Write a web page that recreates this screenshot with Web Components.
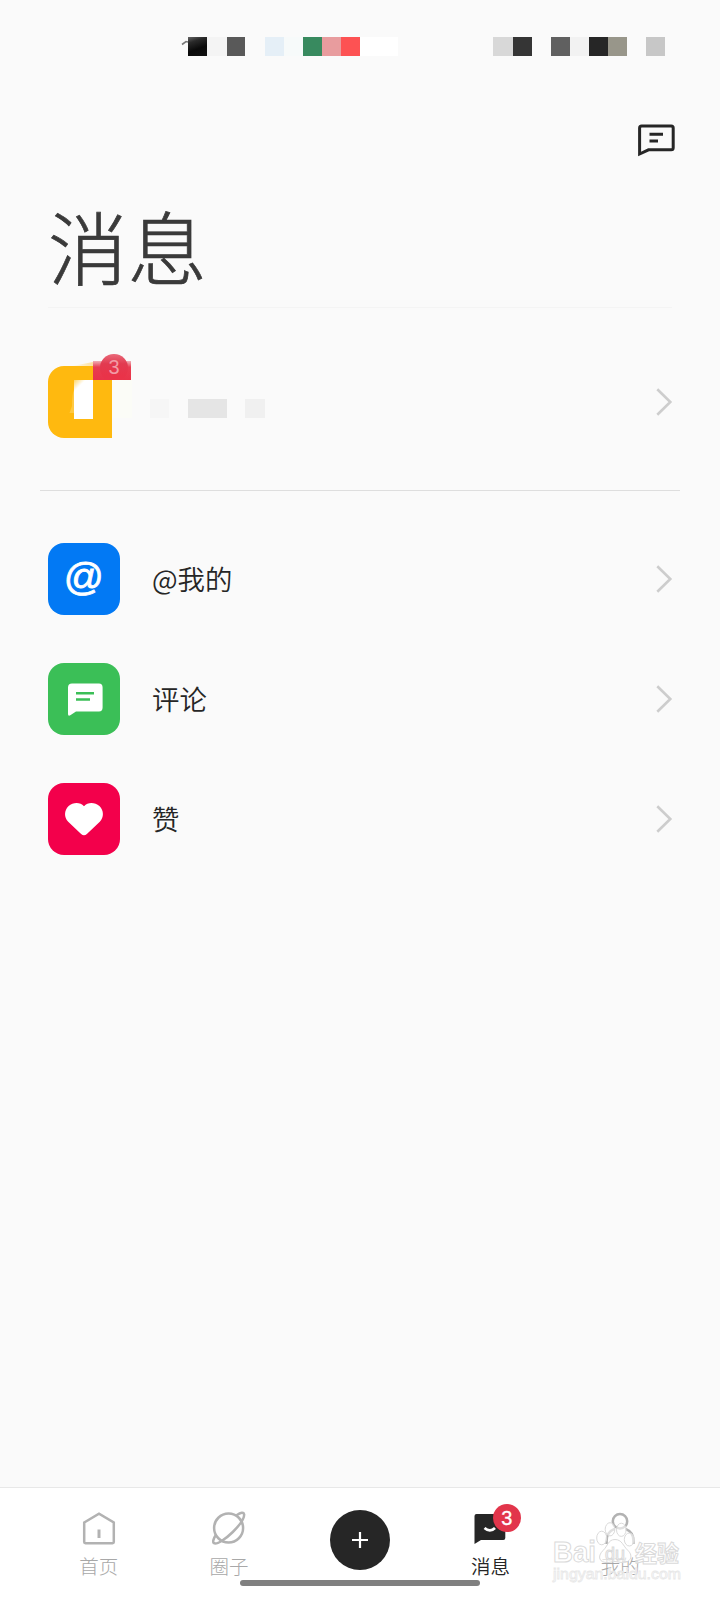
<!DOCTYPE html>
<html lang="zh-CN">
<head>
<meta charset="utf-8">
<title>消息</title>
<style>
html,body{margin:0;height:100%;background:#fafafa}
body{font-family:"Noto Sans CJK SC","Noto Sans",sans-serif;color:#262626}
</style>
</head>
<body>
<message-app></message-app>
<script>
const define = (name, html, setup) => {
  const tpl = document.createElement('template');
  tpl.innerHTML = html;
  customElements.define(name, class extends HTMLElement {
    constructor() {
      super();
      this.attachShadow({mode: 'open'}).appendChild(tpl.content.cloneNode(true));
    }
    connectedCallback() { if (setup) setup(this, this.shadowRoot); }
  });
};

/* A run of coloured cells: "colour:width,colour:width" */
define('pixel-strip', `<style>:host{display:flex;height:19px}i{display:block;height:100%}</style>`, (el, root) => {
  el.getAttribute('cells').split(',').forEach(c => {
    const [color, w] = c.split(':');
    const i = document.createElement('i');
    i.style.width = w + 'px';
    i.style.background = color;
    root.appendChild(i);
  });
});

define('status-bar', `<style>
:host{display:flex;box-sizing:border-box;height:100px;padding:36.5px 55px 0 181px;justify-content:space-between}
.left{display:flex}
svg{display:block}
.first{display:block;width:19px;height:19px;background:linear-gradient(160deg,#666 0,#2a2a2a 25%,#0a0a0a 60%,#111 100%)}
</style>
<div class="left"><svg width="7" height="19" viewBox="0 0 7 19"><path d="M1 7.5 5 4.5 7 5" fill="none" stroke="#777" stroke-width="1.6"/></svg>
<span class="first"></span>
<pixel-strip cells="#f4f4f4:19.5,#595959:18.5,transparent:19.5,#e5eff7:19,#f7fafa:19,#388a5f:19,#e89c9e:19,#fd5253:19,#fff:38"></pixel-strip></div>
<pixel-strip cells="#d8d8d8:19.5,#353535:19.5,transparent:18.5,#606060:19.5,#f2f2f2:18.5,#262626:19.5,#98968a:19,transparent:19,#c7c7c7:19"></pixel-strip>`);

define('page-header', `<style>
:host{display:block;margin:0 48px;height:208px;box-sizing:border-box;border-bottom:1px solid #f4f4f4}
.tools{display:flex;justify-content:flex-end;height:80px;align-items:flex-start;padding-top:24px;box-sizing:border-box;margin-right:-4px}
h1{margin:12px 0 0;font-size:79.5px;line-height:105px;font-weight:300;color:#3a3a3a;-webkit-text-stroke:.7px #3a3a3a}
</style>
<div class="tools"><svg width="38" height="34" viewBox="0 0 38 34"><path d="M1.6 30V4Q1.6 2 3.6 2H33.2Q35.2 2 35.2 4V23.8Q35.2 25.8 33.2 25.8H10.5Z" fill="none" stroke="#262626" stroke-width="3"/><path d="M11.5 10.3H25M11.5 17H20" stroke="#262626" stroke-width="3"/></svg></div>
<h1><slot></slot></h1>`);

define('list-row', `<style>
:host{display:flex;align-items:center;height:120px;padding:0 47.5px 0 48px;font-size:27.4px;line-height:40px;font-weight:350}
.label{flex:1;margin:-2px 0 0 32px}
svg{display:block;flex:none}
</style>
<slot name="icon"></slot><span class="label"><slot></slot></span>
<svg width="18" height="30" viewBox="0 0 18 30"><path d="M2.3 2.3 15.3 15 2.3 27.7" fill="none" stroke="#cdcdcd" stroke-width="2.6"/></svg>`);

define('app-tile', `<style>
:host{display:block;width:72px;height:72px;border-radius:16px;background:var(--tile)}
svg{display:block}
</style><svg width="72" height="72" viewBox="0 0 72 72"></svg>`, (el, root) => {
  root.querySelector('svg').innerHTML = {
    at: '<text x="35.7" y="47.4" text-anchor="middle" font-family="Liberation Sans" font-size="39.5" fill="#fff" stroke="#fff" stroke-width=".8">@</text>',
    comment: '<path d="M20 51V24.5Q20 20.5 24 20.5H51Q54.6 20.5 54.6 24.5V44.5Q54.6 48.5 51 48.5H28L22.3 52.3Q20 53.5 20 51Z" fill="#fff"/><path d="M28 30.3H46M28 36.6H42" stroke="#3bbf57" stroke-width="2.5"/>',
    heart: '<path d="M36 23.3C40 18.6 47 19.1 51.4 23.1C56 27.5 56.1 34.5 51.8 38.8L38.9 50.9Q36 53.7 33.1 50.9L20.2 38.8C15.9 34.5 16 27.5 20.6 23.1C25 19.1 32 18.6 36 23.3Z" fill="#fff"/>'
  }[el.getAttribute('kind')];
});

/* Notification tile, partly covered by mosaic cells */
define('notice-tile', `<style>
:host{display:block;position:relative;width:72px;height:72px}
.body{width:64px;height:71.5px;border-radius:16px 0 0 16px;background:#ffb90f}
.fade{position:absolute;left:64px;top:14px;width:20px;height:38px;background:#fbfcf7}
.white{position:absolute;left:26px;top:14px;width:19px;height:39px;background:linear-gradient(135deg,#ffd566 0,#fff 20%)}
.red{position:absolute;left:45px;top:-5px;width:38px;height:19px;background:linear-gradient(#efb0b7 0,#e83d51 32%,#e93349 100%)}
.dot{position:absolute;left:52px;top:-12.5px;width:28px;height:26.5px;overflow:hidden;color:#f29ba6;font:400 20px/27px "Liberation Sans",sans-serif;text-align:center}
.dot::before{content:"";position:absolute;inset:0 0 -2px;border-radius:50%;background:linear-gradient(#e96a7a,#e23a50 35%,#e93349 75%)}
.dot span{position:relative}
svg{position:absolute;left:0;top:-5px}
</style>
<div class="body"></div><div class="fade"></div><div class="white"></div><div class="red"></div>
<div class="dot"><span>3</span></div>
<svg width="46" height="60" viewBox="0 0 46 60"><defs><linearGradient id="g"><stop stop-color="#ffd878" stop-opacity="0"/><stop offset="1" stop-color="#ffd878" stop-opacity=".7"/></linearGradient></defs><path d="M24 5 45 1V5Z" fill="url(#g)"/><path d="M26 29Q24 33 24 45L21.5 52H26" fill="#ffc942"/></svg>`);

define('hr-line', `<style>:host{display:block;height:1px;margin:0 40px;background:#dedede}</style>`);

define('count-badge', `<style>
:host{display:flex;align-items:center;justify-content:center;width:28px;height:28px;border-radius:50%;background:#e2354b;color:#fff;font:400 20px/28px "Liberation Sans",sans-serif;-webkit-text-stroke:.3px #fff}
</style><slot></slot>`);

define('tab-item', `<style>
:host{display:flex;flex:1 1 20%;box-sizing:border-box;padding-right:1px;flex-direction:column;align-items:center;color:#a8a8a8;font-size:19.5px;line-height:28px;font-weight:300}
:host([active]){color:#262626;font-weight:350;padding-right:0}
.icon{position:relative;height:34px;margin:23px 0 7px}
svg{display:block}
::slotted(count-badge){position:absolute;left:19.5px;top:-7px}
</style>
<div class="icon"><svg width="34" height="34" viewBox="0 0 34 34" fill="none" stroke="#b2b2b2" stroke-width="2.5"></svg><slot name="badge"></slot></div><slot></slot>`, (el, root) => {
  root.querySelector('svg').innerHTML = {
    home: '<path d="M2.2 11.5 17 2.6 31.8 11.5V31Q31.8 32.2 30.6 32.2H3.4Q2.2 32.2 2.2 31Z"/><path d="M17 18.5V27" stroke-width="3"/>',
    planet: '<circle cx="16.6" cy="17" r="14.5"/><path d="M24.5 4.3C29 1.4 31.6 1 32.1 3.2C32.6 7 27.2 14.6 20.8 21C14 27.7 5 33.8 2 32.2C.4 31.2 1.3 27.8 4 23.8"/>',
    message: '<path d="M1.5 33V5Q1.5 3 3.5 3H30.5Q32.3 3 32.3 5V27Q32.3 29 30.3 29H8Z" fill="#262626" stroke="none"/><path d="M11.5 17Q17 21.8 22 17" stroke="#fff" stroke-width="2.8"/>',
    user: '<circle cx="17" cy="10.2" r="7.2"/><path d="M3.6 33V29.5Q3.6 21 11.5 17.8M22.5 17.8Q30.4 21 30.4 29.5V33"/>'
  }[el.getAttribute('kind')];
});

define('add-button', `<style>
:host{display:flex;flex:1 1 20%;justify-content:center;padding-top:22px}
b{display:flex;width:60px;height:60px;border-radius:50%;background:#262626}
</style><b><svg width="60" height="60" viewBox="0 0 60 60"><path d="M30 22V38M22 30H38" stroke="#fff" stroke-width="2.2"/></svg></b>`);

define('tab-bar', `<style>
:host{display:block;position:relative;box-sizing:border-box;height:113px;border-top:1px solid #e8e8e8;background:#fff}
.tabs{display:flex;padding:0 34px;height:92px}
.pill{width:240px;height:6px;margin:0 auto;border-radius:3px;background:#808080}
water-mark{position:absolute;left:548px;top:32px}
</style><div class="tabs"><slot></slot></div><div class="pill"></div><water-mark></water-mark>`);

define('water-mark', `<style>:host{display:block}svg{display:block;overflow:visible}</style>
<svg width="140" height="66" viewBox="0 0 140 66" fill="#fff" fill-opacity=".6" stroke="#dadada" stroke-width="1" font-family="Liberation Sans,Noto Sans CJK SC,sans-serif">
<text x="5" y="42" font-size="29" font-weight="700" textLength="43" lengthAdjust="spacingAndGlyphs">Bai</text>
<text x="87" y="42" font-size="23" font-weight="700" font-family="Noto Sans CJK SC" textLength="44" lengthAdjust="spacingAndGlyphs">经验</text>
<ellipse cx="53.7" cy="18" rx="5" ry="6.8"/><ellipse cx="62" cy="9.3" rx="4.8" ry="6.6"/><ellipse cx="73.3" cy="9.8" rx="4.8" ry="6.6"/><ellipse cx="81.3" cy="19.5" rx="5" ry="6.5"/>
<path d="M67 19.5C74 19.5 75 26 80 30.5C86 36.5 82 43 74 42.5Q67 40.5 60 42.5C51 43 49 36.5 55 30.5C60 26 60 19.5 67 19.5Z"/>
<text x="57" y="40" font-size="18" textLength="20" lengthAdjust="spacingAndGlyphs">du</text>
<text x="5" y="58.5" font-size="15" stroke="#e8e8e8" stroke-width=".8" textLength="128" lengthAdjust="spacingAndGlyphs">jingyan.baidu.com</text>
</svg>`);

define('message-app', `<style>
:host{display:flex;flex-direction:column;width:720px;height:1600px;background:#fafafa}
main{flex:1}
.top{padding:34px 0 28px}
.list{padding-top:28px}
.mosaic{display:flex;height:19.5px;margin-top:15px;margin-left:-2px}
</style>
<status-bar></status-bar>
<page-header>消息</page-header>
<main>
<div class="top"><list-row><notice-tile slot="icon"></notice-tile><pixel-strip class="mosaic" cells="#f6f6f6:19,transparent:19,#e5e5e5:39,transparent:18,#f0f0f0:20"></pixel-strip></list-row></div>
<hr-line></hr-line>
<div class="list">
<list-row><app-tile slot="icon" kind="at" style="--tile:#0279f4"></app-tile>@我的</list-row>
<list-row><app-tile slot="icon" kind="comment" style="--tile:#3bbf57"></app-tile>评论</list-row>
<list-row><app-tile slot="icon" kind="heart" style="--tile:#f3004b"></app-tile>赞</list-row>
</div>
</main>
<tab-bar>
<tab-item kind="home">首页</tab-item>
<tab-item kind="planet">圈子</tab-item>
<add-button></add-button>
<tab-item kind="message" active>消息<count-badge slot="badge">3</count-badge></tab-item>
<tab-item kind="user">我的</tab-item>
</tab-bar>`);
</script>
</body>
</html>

= The exercise =
Determine how many lines of the data contain "this" and give nothing but that number.

= Exercise solution =
3